Like, I don't know if that's imposter syndrome but when I met him it really did encourage me and it encouraged me after like so many years of like, even though I was really young when I met him, still at that point, I probably had already done like maybe close to a decade since I was in school, just going to different workshops, being like a self-starter, doing a lot on my own.

So I think when I finally met him, it was kind of like, anything is possible in this life. So, getting to talk to him about films and stuff. And that was something I didn't predict. I didn't go into that placement thinking that was going to happen.

In my head, I was thinking after that placement, I was like, I've got to pick up some extra shifts.
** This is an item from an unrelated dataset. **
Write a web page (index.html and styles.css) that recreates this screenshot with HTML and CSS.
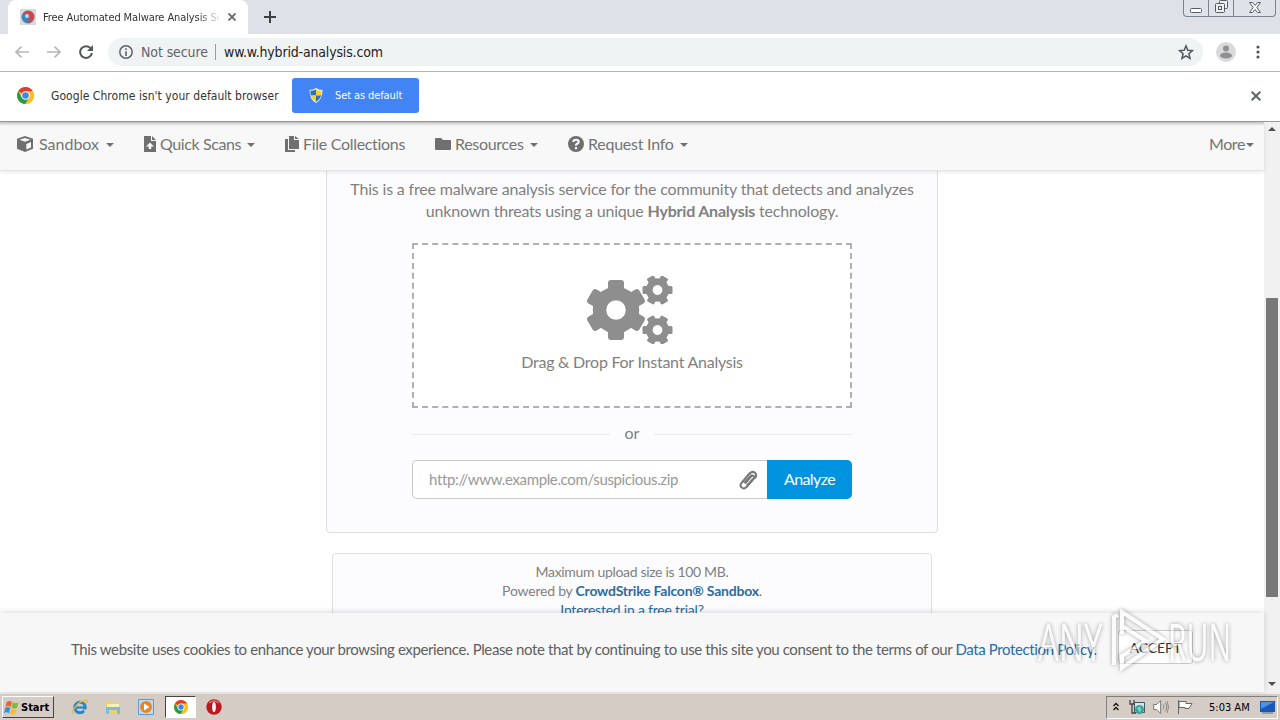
FILE: index.html
```html
<!DOCTYPE html>
<html lang="en">
<head>
    <meta charset="UTF-8">
    <meta name="viewport" content="width=device-width, initial-scale=1.0">
    <title>Free Automated Malware Analysis Service</title>
    <link rel="stylesheet" href="styles.css">
</head>
<body>

<!-- Shared icons -->
<svg class="defs">
    <symbol id="chrome" viewBox="0 0 16 16">
        <circle cx="8" cy="8" r="8" fill="#fbc116"/>
        <path d="M8 8 1.1 4A8 8 0 0 1 14.9 4z" fill="#e33b2e"/>
        <path d="M1.1 4A8 8 0 0 0 7.8 16L11.4 9.800 8 8 4.600 9.800z" fill="#259b49"/>
        <path d="M8 4h6.900a8 8 0 0 1-7.100 12l3.600-6z" fill="#fbc116"/>
        <circle cx="8" cy="8" r="4" fill="#fff"/>
        <circle cx="8" cy="8" r="3.100" fill="#4285e8"/>
    </symbol>
    <symbol id="gear" viewBox="-30 -30 60 60">
        <circle r="16.500" fill="none" stroke="currentColor" stroke-width="13.500"/>
        <g fill="currentColor">
            <path id="tooth" d="M-8-20v-7q0-3 3-3H5q3 0 3 3v7z"/>
            <use href="#tooth" transform="rotate(60)"/>
            <use href="#tooth" transform="rotate(120)"/>
            <use href="#tooth" transform="rotate(180)"/>
            <use href="#tooth" transform="rotate(240)"/>
            <use href="#tooth" transform="rotate(300)"/>
        </g>
    </symbol>
</svg>

<div class="tabstrip">
    <div class="tab">
        <svg class="favicon" viewBox="0 0 16 16"><path fill="#d9d9d9" d="M0 0h16v16H0z"/><circle cx="8" cy="8" r="6.500" fill="#3d83bd"/><path d="M4 3q5-3 9 1 3 5-2 9-4 1-3-2 4-2 1-5-2-2-5-1z" fill="#e04238"/><circle cx="7" cy="7" r="2" fill="#b7d7ec"/></svg>
        <span class="tab-title">Free Automated Malware Analysis Se</span>
        <svg class="tab-close" viewBox="0 0 8 8"><path d="M.5.5l7 7M7.500.5l-7 7" stroke="#5f6368" stroke-width="1.700"/></svg>
    </div>
    <svg class="new-tab" viewBox="0 0 12 12"><path d="M6 0v12M0 6h12" stroke="#3c4043" stroke-width="2"/></svg>
    <div class="win-buttons">
        <span class="win-btn"><svg width="12" height="5"><rect x=".5" y=".5" width="11" height="4" rx="1" fill="#fff" stroke="#555c66"/></svg></span>
        <span class="win-btn"><svg width="13" height="13" fill="#eee" stroke="#555c66"><rect x="4.500" y=".5" width="8" height="8" rx="1"/><rect x=".5" y="3.500" width="9" height="9" rx="1"/><rect x="3.500" y="6.500" width="3" height="3"/></svg></span>
        <span class="win-btn wide"><svg width="12" height="11"><path d="M.5.500h3L6 3.500 8.500.500h3L7.800 5.500l3.700 5h-3L6 7.500l-2.500 3h-3l3.700-5z" fill="#fff" stroke="#555c66"/></svg></span>
    </div>
</div>

<div class="toolbar">
    <svg class="arrow" viewBox="0 0 14 12"><path d="M14 6H1M6.500.700 1 6l5.500 5.300" fill="none" stroke="#b4b6b9" stroke-width="1.700"/></svg>
    <svg class="arrow" viewBox="0 0 14 12"><path d="M0 6h13M7.500.700 13 6l-5.500 5.300" fill="none" stroke="#b4b6b9" stroke-width="1.700"/></svg>
    <svg class="reload" viewBox="0 0 14 14"><path d="M11.800 3.500A5.900 5.900 0 1 0 12.900 8" fill="none" stroke="#53575b" stroke-width="2"/><path d="M14 0v6H8z" fill="#53575b"/></svg>
    <div class="omnibox">
        <svg class="info" viewBox="0 0 14 14"><circle cx="7" cy="7" r="6.200" fill="none" stroke="#5f6368" stroke-width="1.500"/><path d="M7 6.200V11M7 3.300V5" stroke="#5f6368" stroke-width="1.600"/></svg>
        <span class="not-secure">Not secure</span>
        <span class="divider"></span>
        <span class="url">ww.w.hybrid-analysis.com</span>
        <svg class="star" viewBox="0 0 16 16"><path d="M8 1.800l1.800 4.400 4.700.400-3.600 3.100 1.100 4.600L8 11.800l-4 2.500 1.100-4.600L1.500 6.600l4.700-.4z" fill="none" stroke="#53575b" stroke-width="1.500"/></svg>
    </div>
    <svg class="avatar" viewBox="0 0 20 20"><circle cx="10" cy="10" r="10" fill="#dadada"/><circle cx="10" cy="6.500" r="3" fill="#8e9093"/><ellipse cx="10" cy="13.500" rx="6" ry="3" fill="#8e9093"/></svg>
    <svg class="menu" viewBox="0 0 4 14" fill="#53575b"><circle cx="2" cy="2" r="1.600"/><circle cx="2" cy="7" r="1.600"/><circle cx="2" cy="12" r="1.600"/></svg>
</div>

<div class="infobar">
    <svg class="chrome-icon"><use href="#chrome"/></svg>
    <span class="infobar-text">Google Chrome isn't your default browser</span>
    <button class="default-btn">
        <svg class="shield" viewBox="0 0 14 16"><path d="M7 0q3 2 7 2 0 10-7 14Q0 12 0 2q4 0 7-2z" fill="#f3f1e2"/><path d="M7 1.500V8H1.300Q1 5.500 1 3q3.500 0 6-1.500z" fill="#2d72bd"/><path d="M7 1.500V8h5.700q.300-2.500.300-5-3.500 0-6-1.500zM1.300 8H7v6.800Q2.500 12 1.300 8z" fill="#f8cf2c"/><path d="M12.700 8H7v6.800Q11.500 12 12.700 8z" fill="#2d72bd"/></svg>
        <span>Set as default</span>
    </button>
    <svg class="infobar-close" viewBox="0 0 10 10"><path d="M.700.700l8.600 8.600M9.300.700.700 9.300" stroke="#5f6368" stroke-width="2"/></svg>
</div>

<div class="page">
    <div class="view">
        <nav class="navbar">
            <a class="nav-item">
                <svg class="cube" viewBox="0 0 16 16"><path d="M8 0l8 2.800v10L8 16l-8-3.200v-10z" fill="#6f6f6f"/><path d="M2.500 3.700 8 1.900l5.500 1.800L8 5.700zM9.300 8l4.700-1.900v5.400l-4.700 2z" fill="#f8f8f8"/></svg>
                <span class="t-sandbox">Sandbox</span><i class="caret"></i>
            </a>
            <a class="nav-item tight">
                <svg class="file" viewBox="0 0 12 16"><path d="M0 0h7v5h5v11H0zM8 0l4 4H8zM6 6.500l-4 4h2.700V13h2.600v-2.500H10z" fill="#6f6f6f" fill-rule="evenodd"/></svg>
                <span class="t-quick">Quick Scans</span><i class="caret"></i>
            </a>
            <a class="nav-item tight">
                <svg class="files" viewBox="0 0 14 16"><path d="M4 0h5v4h5v9H4zM10 0l4 3h-4zM0 3h3v11h7v2H0z" fill="#6f6f6f"/></svg>
                <span class="t-files">File Collections</span>
            </a>
            <a class="nav-item tight">
                <svg class="folder" viewBox="0 0 16 12"><path d="M1 0h5l2 2h7q1 0 1 1v8q0 1-1 1H1q-1 0-1-1V1q0-1 1-1z" fill="#6f6f6f"/></svg>
                <span class="t-resources">Resources</span><i class="caret"></i>
            </a>
            <a class="nav-item tight">
                <svg class="question" viewBox="0 0 16 16"><circle cx="8" cy="8" r="8" fill="#6f6f6f"/><path d="M5.300 6Q5.400 3.800 8 3.800q2.700 0 2.700 2 0 1.200-1.500 2T8 9.700M8 11v2.200" fill="none" stroke="#f8f8f8" stroke-width="2.100"/></svg>
                <span class="t-request">Request Info</span><i class="caret"></i>
            </a>
            <a class="nav-item more"><span class="t-more">More</span><i class="caret"></i></a>
        </nav>

        <main class="content">
            <section class="panel">
                <p class="intro">
                    <span class="intro-1">This is a free malware analysis service for the community that detects and analyzes</span><br>
                    <span class="intro-2">unknown threats using a unique <b>Hybrid Analysis</b> technology.</span>
                </p>
                <div class="dropzone">
                    <svg class="gears" viewBox="0 0 86 68">
                        <use href="#gear" x="-1" y="4" width="60" height="60"/>
                        <g transform="rotate(30 70.500 14)"><use href="#gear" x="55.500" y="-1" width="30" height="30"/></g>
                        <g transform="rotate(30 70.500 54)"><use href="#gear" x="55.500" y="39" width="30" height="30"/></g>
                    </svg>
                    <span class="drop-text">Drag &amp; Drop For Instant Analysis</span>
                </div>
                <div class="or"><span>or</span></div>
                <div class="url-form">
                    <div class="url-input">
                        <span class="placeholder">http://www.example.com/suspicious.zip</span>
                        <svg class="clip" viewBox="0 0 18 20"><path d="M6 13.500 12 6.500q1.500-1.500 2.700-.4t0 2.700L7.500 17q-2.500 2.500-4.800.6t-.2-4.600L10 4q3-3.500 6-1.200 2.500 2.500-.3 5.600" fill="none" stroke="#777" stroke-width="2"/><path d="M4.800 13 12.500 4.500M7.500 15.500l6.500-7" fill="none" stroke="#777" stroke-width="1.200"/></svg>
                    </div>
                    <button class="analyze">Analyze</button>
                </div>
            </section>
            <section class="notes">
                <span class="note-1">Maximum upload size is 100 MB.</span><br>
                <span class="note-2">Powered by <a class="strong">CrowdStrike Falcon® Sandbox</a>.</span><br>
                <a class="note-3">Interested in a free trial?</a>
            </section>
        </main>

        <footer class="cookies">
            <span class="cookie-text">This website uses cookies to enhance your browsing experience. Please note that by continuing to use this site you consent to the terms of our <a>Data Protection Policy</a>.</span>
            <button class="accept">ACCEPT</button>
        </footer>
    </div>
    <div class="scrollbar">
        <i class="up"></i>
        <div class="thumb"></div>
        <i class="down"></i>
    </div>
    <div class="watermark">
        <span class="any">ANY</span>
        <svg viewBox="0 0 58 66"><path d="M4 57V9l4-2M12 26V4l41 27-41 29V48l24-15-24-15" fill="none" stroke="#fff" stroke-width="4"/></svg>
        <span class="run">RUN</span>
    </div>
</div>

<div class="taskbar">
    <div class="start">
        <svg viewBox="0 0 17 16"><path d="M3 2q3-2 5.500 0L7 7.500q-2.500-2-5.500 0z" fill="#e8642b"/><path d="M9.500 2.500q3 2 6 0L14 8q-3 2-6 0z" fill="#7fb93c"/><path d="M1.200 8.500q3-2 5.500 0L5.300 14q-3-2-5.300 0z" fill="#3b8fd6"/><path d="M7.700 9q3 2 6 0l-1.500 5.500q-3 2-6 0z" fill="#f7bd2b"/></svg>
        <span>Start</span>
    </div>
    <svg class="task-icon ie" viewBox="0 0 16 16"><circle cx="8" cy="8.500" r="5.200" fill="none" stroke="#2285cf" stroke-width="3"/><path d="M4 8.500h9.500" stroke="#2285cf" stroke-width="2.200"/><path d="M11 10.500h5V13h-3z" fill="#d4d0c8"/><path d="M2 15Q-1 13 4 7T14.500 1Q16 2 14 5" fill="none" stroke="#e6b93c" stroke-width="1.300"/></svg>
    <svg class="task-icon" viewBox="0 0 16 16"><path d="M1 2h5l1 1.500h7V14H1z" fill="#efcf68"/><path d="M2 5h12v4H2z" fill="#fbf0b5"/><path d="M1 8h14v7h-3v-4H4v4H1z" fill="#78bce4"/></svg>
    <svg class="task-icon" viewBox="0 0 16 16"><path d="M.5.5h15v15H.5z" fill="#b9dcf5" stroke="#5c9bd0"/><circle cx="8" cy="8" r="6" fill="#ee8420"/><path d="M6 4.500 11.500 8 6 11.500z" fill="#fff"/></svg>
    <div class="task-active"><svg class="task-chrome"><use href="#chrome"/></svg></div>
    <svg class="task-icon opera" viewBox="0 0 16 16"><circle cx="8" cy="8" r="7.700" fill="#bd1720"/><path d="M3 4q5-4 10 0" fill="none" stroke="#e26c6c" stroke-width="1.500"/><ellipse cx="8" cy="8" rx="1.800" ry="5" fill="#fff"/></svg>
    <div class="tray">
        <svg class="chevrons" viewBox="0 0 6 9"><path d="M.5 4 3 1.500 5.500 4M.5 8 3 5.500 5.500 8" fill="none" stroke="#111" stroke-width="1.300"/></svg>
        <svg class="net" viewBox="0 0 16 16"><path d="M5.500 3.500h10v10h-10z" fill="#d8e5e7" stroke="#456"/><circle cx="10.500" cy="10.500" r="4.500" fill="#38a0a4"/><path d="M8 9q3-3 4 0t-2 4" fill="#7cd4a3"/><path d="M1 1v4h4V1M3 5v9h4" fill="none" stroke="#444" stroke-width="1.300"/></svg>
        <svg class="sound" viewBox="0 0 16 14"><path d="M.7 4.500h3l4-4v13l-4-4h-3z" fill="#fff" stroke="#777"/><path d="M10 4.500q2 2.500 0 5M12 2.500q3.500 4.500 0 9M14 1q3 6 0 12" fill="none" stroke="#888"/></svg>
        <svg class="flag" viewBox="0 0 16 14"><path d="M1.500 0v14M2 1.500h7v2h6l-3 5H8v-1H2z" fill="#fff" stroke="#666"/></svg>
        <span class="clock">5:03 AM</span>
        <svg class="desktop" viewBox="0 0 15 13"><path d="M0 0h15v11H0z" fill="#1c57b5"/><path d="M1 1h13L1 8z" fill="#4e92e0"/><path d="M2 11h11v2H2z" fill="#8e9cb0"/></svg>
    </div>
</div>

</body>
</html>
```
FILE: styles.css
```css
* {
    box-sizing: border-box;
}
body {
    margin: 0;
    width: 1280px;
    height: 720px;
    overflow: hidden;
    display: flex;
    flex-direction: column;
    background: #fff;
    font-family: "DejaVu Sans Condensed", "DejaVu Sans", sans-serif;
    font-stretch: condensed;
    font-size: 12px;
    color: #333;
}
svg {
    display: block;
    flex: none;
}
button {
    font: inherit;
}
span {
    white-space: nowrap;
}
.defs {
    width: 0;
    height: 0;
    position: absolute;
}

/* Browser window */
.tabstrip {
    height: 34px;
    flex: none;
    display: flex;
    align-items: flex-start;
    padding-left: 8px;
    background: #dee1e8;
}
.tab {
    width: 240px;
    height: 34px;
    display: flex;
    align-items: center;
    padding: 0 12px;
    background: #fff;
    border-radius: 8px 8px 0 0;
}
.favicon {
    width: 16px;
    height: 16px;
}
.tab-title {
    width: 176px;
    margin-left: 7px;
    overflow: hidden;
    font-size: 11px;
    letter-spacing: -0.1px;
    -webkit-mask-image: linear-gradient(to right, #000 155px, transparent 178px);
}
.tab-close {
    width: 8px;
    height: 8px;
    margin-left: 9px;
}
.new-tab {
    width: 12px;
    height: 12px;
    margin: 11px 0 0 16px;
}
.win-buttons {
    display: flex;
    height: 17px;
    margin-left: auto;
    margin-right: 4px;
    border: 1px solid #7d838d;
    border-top: 0;
    border-radius: 0 0 4px 4px;
    background: #dfe2e8;
}
.win-btn {
    width: 25px;
    display: flex;
    justify-content: center;
    align-items: flex-end;
    padding-bottom: 3px;
    border-right: 1px solid #7d838d;
}
.win-btn.wide {
    width: 41px;
    border-right: 0;
}
.toolbar {
    height: 38px;
    flex: none;
    display: flex;
    align-items: center;
    padding: 0 20px 2px 15px;
    border-bottom: 1px solid #b5b5b5;
}
.arrow {
    width: 14px;
    height: 12px;
    margin-right: 18px;
}
.reload {
    width: 14px;
    height: 14px;
}
.omnibox {
    width: 1095px;
    height: 28px;
    margin-left: 15px;
    display: flex;
    align-items: center;
    padding: 0 9px 0 11px;
    border-radius: 14px;
    background: #f0f3f4;
    font-size: 14px;
}
.info {
    width: 14px;
    height: 14px;
}
.not-secure {
    margin-left: 8px;
    width: 67px;
    color: #5f6368;
    letter-spacing: -0.1px;
}
.url {
    color: #222;
    letter-spacing: -0.17px;
}
.divider {
    width: 1px;
    height: 16px;
    margin: 0 8px 0 7px;
    background: #9a9da0;
}
.star {
    width: 16px;
    height: 16px;
    margin-left: auto;
}
.avatar {
    width: 20px;
    height: 20px;
    margin-left: 13px;
}
.menu {
    width: 4px;
    height: 14px;
    margin-left: auto;
}
.infobar {
    height: 49px;
    flex: none;
    display: flex;
    align-items: center;
    padding: 0 19px 2px 17px;
}
.chrome-icon {
    width: 17px;
    height: 17px;
}
.infobar-text {
    width: 241px;
    margin-left: 17px;
    font-size: 12px;
    letter-spacing: 0.05px;
}
.default-btn {
    width: 127px;
    height: 35px;
    display: flex;
    align-items: center;
    gap: 12px;
    padding: 0 0 0 17px;
    border: 0;
    border-radius: 3px;
    background: #4284f3;
    color: #fff;
    font-size: 11px;
    letter-spacing: -0.1px;
}
.shield {
    width: 14px;
    height: 15px;
}
.infobar-close {
    width: 10px;
    height: 10px;
    margin-left: auto;
}

/* Web page */
.page {
    position: relative;
    height: 571px;
    flex: none;
    display: flex;
    border-top: 1px solid #999;
    font-family: Lato, "Liberation Sans", sans-serif;
    font-stretch: normal;
    font-size: 16px;
    color: #808080;
}
.view {
    width: 1264px;
    display: flex;
    flex-direction: column;
}
.navbar {
    position: relative;
    height: 49px;
    flex: none;
    display: flex;
    align-items: center;
    padding: 0 10px 5px 17px;
    border-bottom: 1px solid #e4e4e4;
    background: linear-gradient(#c0c0c0, #f8f8f8 4px);
    box-shadow: 0 1px 4px rgba(0, 0, 0, 0.1);
}
.nav-item {
    display: flex;
    align-items: center;
    margin-right: 30px;
    color: #747474;
}
.nav-item svg {
    margin-right: 6px;
}
.nav-item.tight svg {
    margin-right: 4px;
}
.nav-item.more {
    margin-left: auto;
    margin-right: 0;
}
.t-sandbox {
    width: 61px;
}
.t-quick {
    width: 81px;
    letter-spacing: -0.4px;
}
.t-files {
    width: 102px;
    letter-spacing: -0.3px;
}
.t-resources {
    width: 69px;
    letter-spacing: -0.3px;
}
.t-request {
    width: 86px;
    letter-spacing: -0.25px;
}
.t-more {
    letter-spacing: -0.4px;
}
.caret {
    margin: 2px 0 0 6px;
    border: 4px solid transparent;
    border-top-color: #707070;
    border-bottom: 0;
}
.more .caret {
    margin-left: 1px;
}
.cube,
.question {
    width: 16px;
    height: 16px;
}
.file {
    width: 12px;
    height: 16px;
}
.files {
    width: 14px;
    height: 16px;
}
.folder {
    width: 16px;
    height: 12px;
}
.content {
    height: 442px;
    flex: none;
    overflow: hidden;
    display: flex;
    flex-direction: column;
    align-items: center;
    text-align: center;
}
.panel {
    width: 612px;
    height: 362px;
    flex: none;
    display: flex;
    flex-direction: column;
    align-items: center;
    border: 1px solid #dfdfe1;
    border-top: 0;
    border-radius: 0 0 4px 4px;
    background: #fcfcfe;
}
.intro {
    margin: 7px 0 0;
    height: 65px;
    line-height: 22px;
}
.intro-1 {
    letter-spacing: -0.18px;
}
.intro-2 {
    letter-spacing: -0.2px;
}
.dropzone {
    width: 440px;
    height: 165px;
    display: flex;
    flex-direction: column;
    align-items: center;
    border: 2px dashed #b0b0b0;
    background: #fff;
}
.gears {
    width: 86px;
    height: 68px;
    margin-top: 31px;
    margin-right: 4px;
    color: #8e8e8e;
}
.drop-text {
    margin-top: 8px;
    line-height: 20px;
    letter-spacing: -0.25px;
}
.or {
    width: 440px;
    height: 52px;
    display: flex;
    align-items: center;
    gap: 15px;
}
.or span {
    margin-top: -3px;
}
.or::before,
.or::after {
    content: "";
    flex: 1;
    height: 1px;
    background: #e9e9ec;
}
.url-form {
    width: 440px;
    height: 39px;
    display: flex;
}
.url-input {
    width: 355px;
    display: flex;
    align-items: center;
    justify-content: space-between;
    padding: 0 10px 0 16px;
    border: 1px solid #c8c8c8;
    border-right: 0;
    border-radius: 5px 0 0 5px;
    background: #fff;
    color: #999;
}
.placeholder {
    margin-top: -2px;
    font-size: 15px;
    letter-spacing: -0.36px;
}
.clip {
    width: 18px;
    height: 20px;
}
.analyze {
    width: 85px;
    padding: 0 0 2px;
    border: 0;
    border-radius: 0 5px 5px 0;
    background: #0093df;
    color: #fff;
    letter-spacing: -0.6px;
}
.notes {
    width: 600px;
    height: 110px;
    flex: none;
    margin-top: 20px;
    padding-top: 8px;
    border: 1px solid #e0e0e2;
    border-radius: 4px;
    background: #fcfcfe;
    font-size: 14px;
    line-height: 19px;
}
.note-1 {
    letter-spacing: -0.33px;
}
.note-2,
.note-3 {
    letter-spacing: -0.22px;
}
.notes a,
.cookies a {
    color: #2a6ba5;
}
.strong {
    font-weight: bold;
}
.cookies {
    position: relative;
    height: 79px;
    flex: none;
    display: flex;
    align-items: center;
    padding: 0 0 7px 71px;
    background: #f7f7f7;
    box-shadow: 0 -1px 6px rgba(0, 0, 0, 0.15);
    color: #606060;
    font-size: 15px;
}
.cookie-text {
    width: 1028px;
    letter-spacing: -0.38px;
}
.accept {
    width: 75px;
    height: 34px;
    margin-left: 19px;
    margin-top: -4px;
    padding: 0;
    border: 1px solid #c9c9c9;
    border-radius: 3px;
    background: #fff;
    color: #333;
    font-size: 14px;
    letter-spacing: -0.1px;
}
.scrollbar {
    width: 16px;
    display: flex;
    flex-direction: column;
    align-items: center;
    padding: 5px 0 6px;
    background: #f1f1f1;
}
.up,
.down {
    border: 4px solid transparent;
}
.up {
    border-top: 0;
    border-bottom-color: #505050;
}
.down {
    margin-top: auto;
    border-bottom: 0;
    border-top-color: #505050;
}
.thumb {
    width: 12px;
    height: 299px;
    margin-top: 167px;
    background: #787878;
}

/* Overlay logo */
.watermark {
    position: absolute;
    left: 1038px;
    top: 486px;
    width: 195px;
    display: flex;
    align-items: center;
    opacity: 0.6;
    color: #fff;
    font: 400 51px/66px "Open Sans", sans-serif;
    filter: drop-shadow(0 0 2px rgba(0, 0, 0, 0.6));
}
.watermark span {
    transform-origin: left;
}
.any {
    width: 72px;
    transform: scaleX(0.65);
}
.run {
    width: 65px;
    transform: scaleX(0.59);
}
.watermark svg {
    width: 58px;
    height: 66px;
}

/* Taskbar */
.taskbar {
    height: 28px;
    flex: none;
    display: flex;
    align-items: center;
    padding-left: 2px;
    border-top: 2px solid #f0eeea;
    background: #d5cdc5;
    color: #000;
}
.start {
    width: 52px;
    height: 22px;
    display: flex;
    align-items: center;
    gap: 1px;
    padding-left: 1px;
    border: 1px solid;
    border-color: #fff #444 #444 #fff;
    font-size: 11px;
    font-weight: bold;
}
.start svg {
    width: 16px;
    height: 15px;
}
.task-icon {
    width: 16px;
    height: 16px;
    margin-left: 17px;
}
.task-icon.ie {
    margin-left: 18px;
}
.task-active {
    width: 31px;
    height: 22px;
    margin-left: 11px;
    display: flex;
    align-items: center;
    justify-content: center;
    border: 1px solid;
    border-color: #444 #fff #fff #444;
    background: #fff;
}
.task-chrome {
    width: 14px;
    height: 14px;
}
.task-icon.opera {
    margin-left: 10px;
}
.tray {
    width: 172px;
    height: 23px;
    margin-left: auto;
    margin-right: 2px;
    display: flex;
    align-items: center;
    padding-left: 6px;
    border: 1px solid;
    border-color: #808080 #fff #fff #808080;
    font-size: 11px;
}
.chevrons {
    width: 6px;
    height: 9px;
    margin-bottom: 2px;
}
.net {
    width: 16px;
    height: 16px;
    margin-left: 10px;
}
.sound {
    width: 16px;
    height: 14px;
    margin-left: 8px;
}
.flag {
    width: 16px;
    height: 14px;
    margin-left: 8px;
}
.clock {
    width: 42px;
    margin-left: 16px;
}
.desktop {
    width: 15px;
    height: 13px;
    margin-left: auto;
    margin-right: 2px;
}
```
I've got to make some money. Like I was just in survival.

But then when I met him, I was like, things in life can happen.

You've just got to stick with it. So that's, I think that was the lesson I learned in that whole experience is it's not easy, but if you stick with it... and it wasn't just that. I think it was like finally feeling that I had been seen.

Cause I think like a lot of my journey was feeling like, okay, are people going to understand what I'm doing? This is a bit like not the usual path that all my friends are going down.

So I think it's the first time I felt like, okay, what I was doing was being seen in the right way.

The advice I wish I received when I was younger... to be your own person and stick with your path. I think whenever I've done a project and it's actually bore fruit is when it's just been authentic and I've done it out of love.

Those are two things that I think I would just encourage young people to do. Even if it seems like, you know, no one's checking for it at the time, you don't know later on who might revisit it. So keep it on your page.

You know, I think one rule I now have for socials is like, I have to post with the right intention. If it's not with the right intention, I don't post.

So I just want to encourage young people to just stay authentically true to who you are because through that, it might not be now, but maybe later on, that's where your breakthrough is going to come through.